Path: utzoo!utgpu!news-server.csri.toronto.edu!clyde.concordia.ca!uunet!convex!convex.COM
From: tchrist@convex.COM (Tom Christiansen)
Newsgroups: comp.sources.wanted
Subject: Re: removing duplicate lines from a text file???
Keywords: duplicate lines sort uniq perl
Message-ID: <100886@convex.convex.com>
Date: 27 Mar 90 15:47:34 GMT
References: <1990Mar25.182039.25565@jarvis.csri.toronto.edu> <2309@network.ucsd.edu> <3081@auspex.auspex.com> <90Mar26.232441est.2199@smoke.cs.toronto.edu>
Sender: news@convex.com
Reply-To: tchrist@convex.COM (Tom Christiansen)
Organization: CONVEX Software Development, Richardson, TX
Lines: 43

In article <90Mar26.232441est.2199@smoke.cs.toronto.edu> moraes@cs.toronto.edu (Mark Moraes) writes:
>>>>    Is there any simple way to remove duplicate lines from a text file?
>>>    sort -u orig_file > new_file
>>Assuming, of course, that the order of the lines in the file isn't
>>important.
>
>In that case, perhaps something like
>
>awk '{printf "%8d %s\n", NR, $0}' | 
>	sort -u +1 | 
>	sort -n | 
>	sed 's/^.........//'
>
>assuming, of course, that none of the lines are longer than the
>maximum lengths your awk/sed can handle.

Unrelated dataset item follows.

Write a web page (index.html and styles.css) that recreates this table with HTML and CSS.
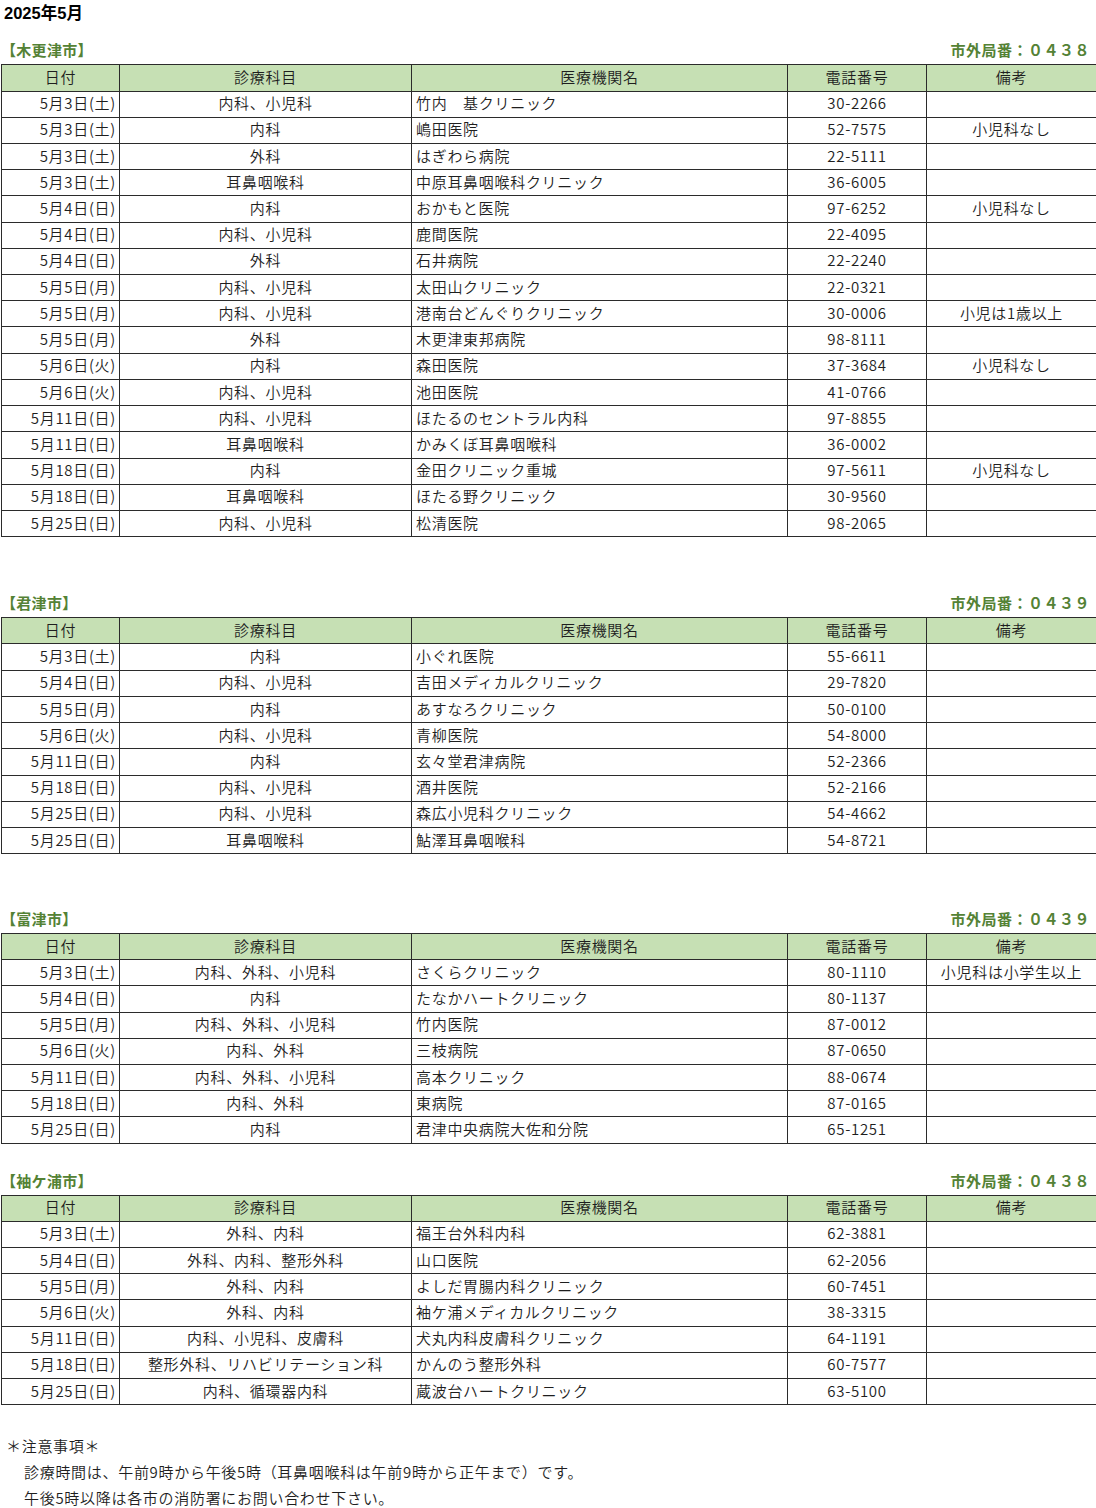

1.  This seems like truly massive overkill.
2.  That max line length thing can be a real bitch.

If your duplicate lines are adjacent, just use uniq(1).
If not, this seems much clearer and cheaper:

    perl -ne 'print unless $seen{$_}++;' 

If the duplicate lines ARE adjacent AND you don't have uniq(1) AND
you don't want to chew up as much memory as the previous line, do this:

    perl -ne 'print $last = $_ unless $_ eq $last;'

Perl doesn't have the silly arbitrary line-length restrictions 
of sed and awk, and the code is often much clearer: compare
the logic of the awk/sort/sort/sed example with that of the perl ones.

Followups either to comp.lang.perl or alt.religion.computers, 
depending on your religion. :-)


--tom
--

    Tom Christiansen                       {uunet,uiucdcs,sun}!convex!tchrist 
    Convex Computer Corporation                            tchrist@convex.COM
		 "EMACS belongs in <sys/errno.h>: Editor too big!"